Croatia is extremely popular tourism-wise. We saw huge development in the tourism sector in Croatia this year. We saw huge developments in hotel resorts, by domestic and foreign companies.
Also, other sectors are experiencing a significant boom. IBM decided to locate its client innovation centre in Zagreb, so currently it is hiring and expanding this centre. The total number is going to be around 500 people providing global service out of Zagreb. Ericsson is expanding its R&D facilities in Zagreb; Siemens has been present in Croatia for 20 years and still expanding.
Q: What do you feel is important or significant about an investment like IBM’s? What does it mean for what you’re trying to achieve?
A: It’s definitely good PR, because it was global visibility for Croatia, with IBM as a giant in the technology centre deciding to locate its centre in Zagreb. So this put us on the map of various other IT companies, which are seeing Croatia as the next destination. For example, Indian company Infosys established a presence in Croatia too.
Also, other sectors, such as pharmaceutical production and research and development in the pharma sector, are developing quickly, so hundreds of millions of euros are invested by foreign-owned companies. These are all knowledge-based hi-tech investments into different sectors, which is a huge shift from what we had 20 years ago, 10 years ago, when we were mostly production or service side.

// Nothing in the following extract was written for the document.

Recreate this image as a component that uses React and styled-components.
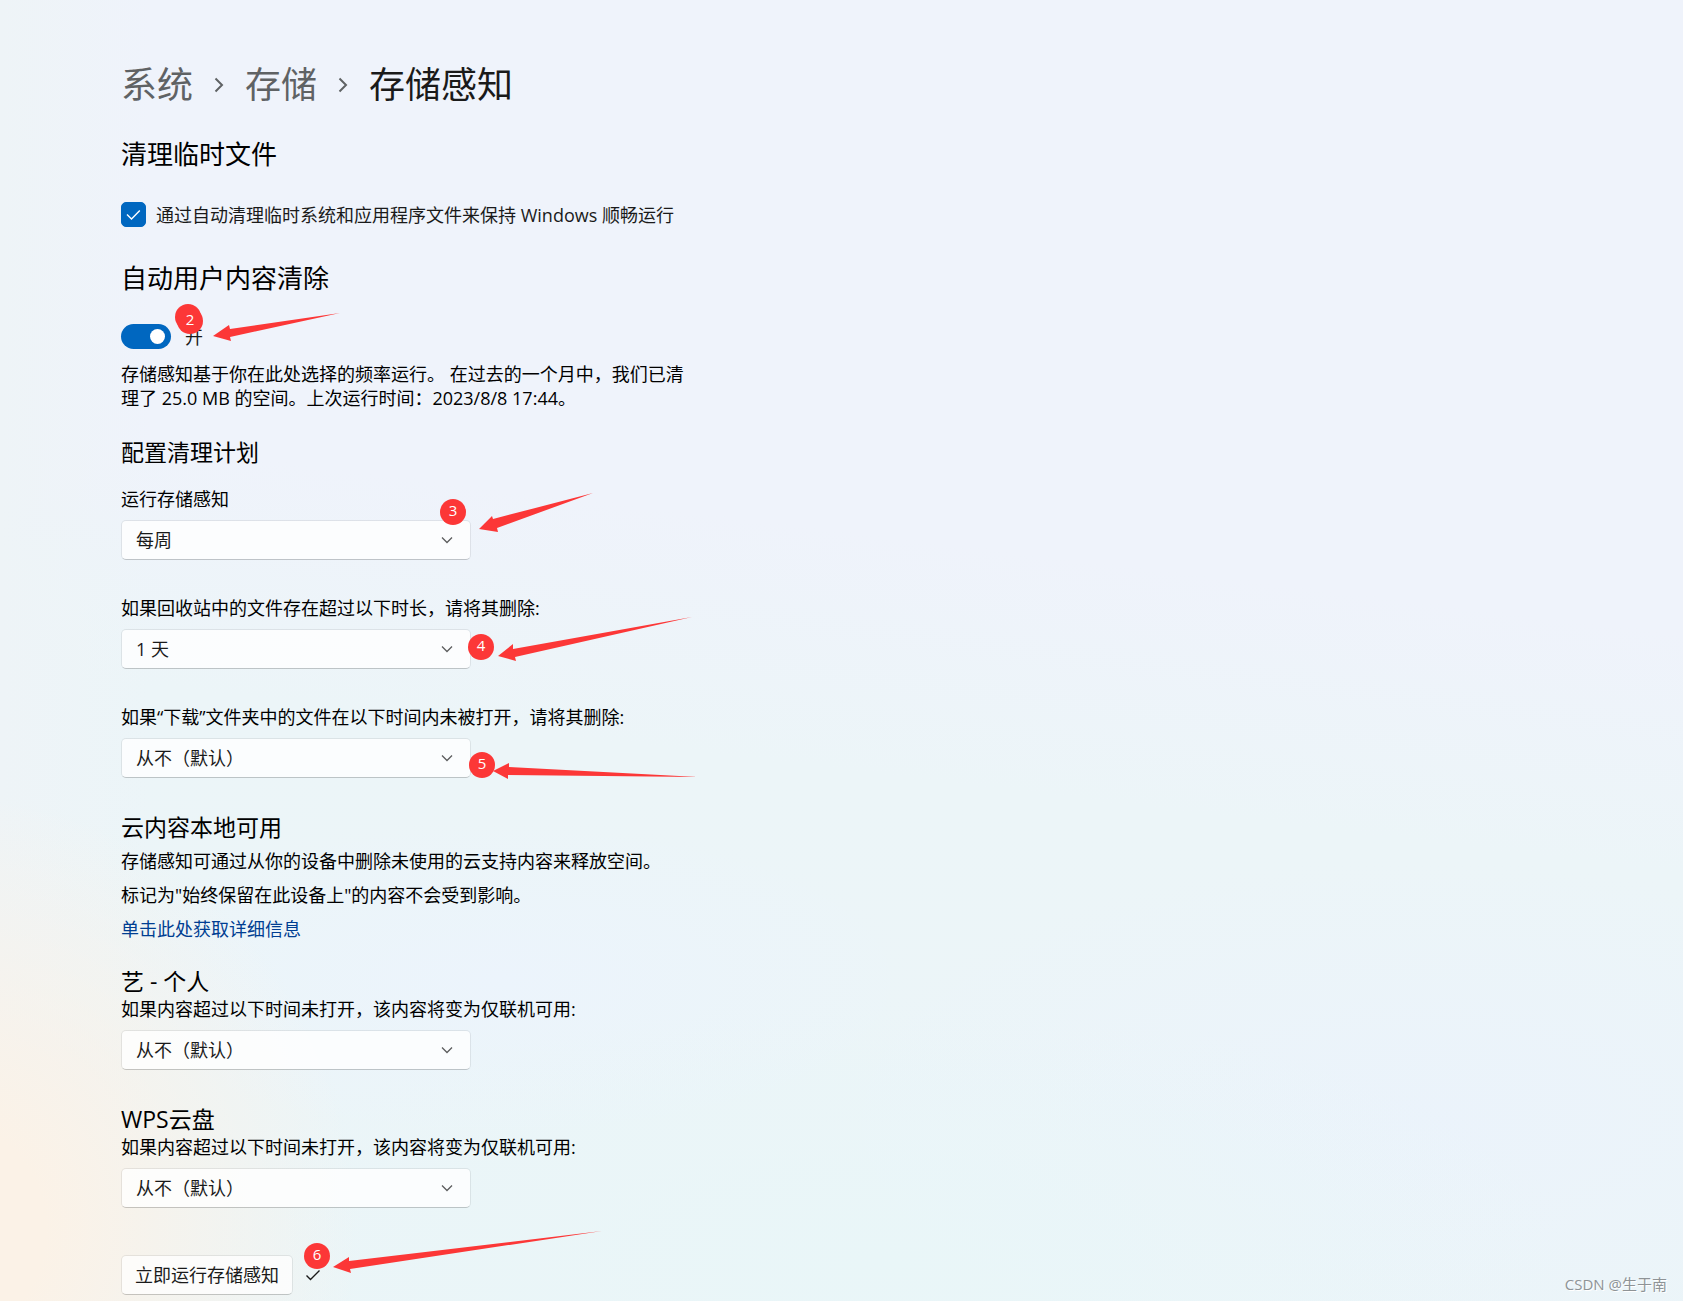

Now new investments, especially since we joined the EU, shift toward more quality investments, so more technological centres and R&D centres, and also the significant investment in transportation was a new terminal of Zagreb airport that was opened in March this year.
Q: What factors do you think have led to being able to successfully attract these tech investments?
A: Croatia was always open to western markets, it is is conveniently located close to the major markets. And also we have good business environment at a very reasonable cost. For many industries, for example pharmaceutical or technology centres, we are the best cost location. We’re not the cheapest location (and we don’t want to be the cheapest) and we’re not the most expensive location.
So companies weighing the cost of doing business, and the quality of business infrastructure, the stability of the economy, and the stability of the political systems, will see that Croatia could be a good match for numerous businesses. There’s no perfect location, there’s no perfect country, but for many industries we provide a good set of terms.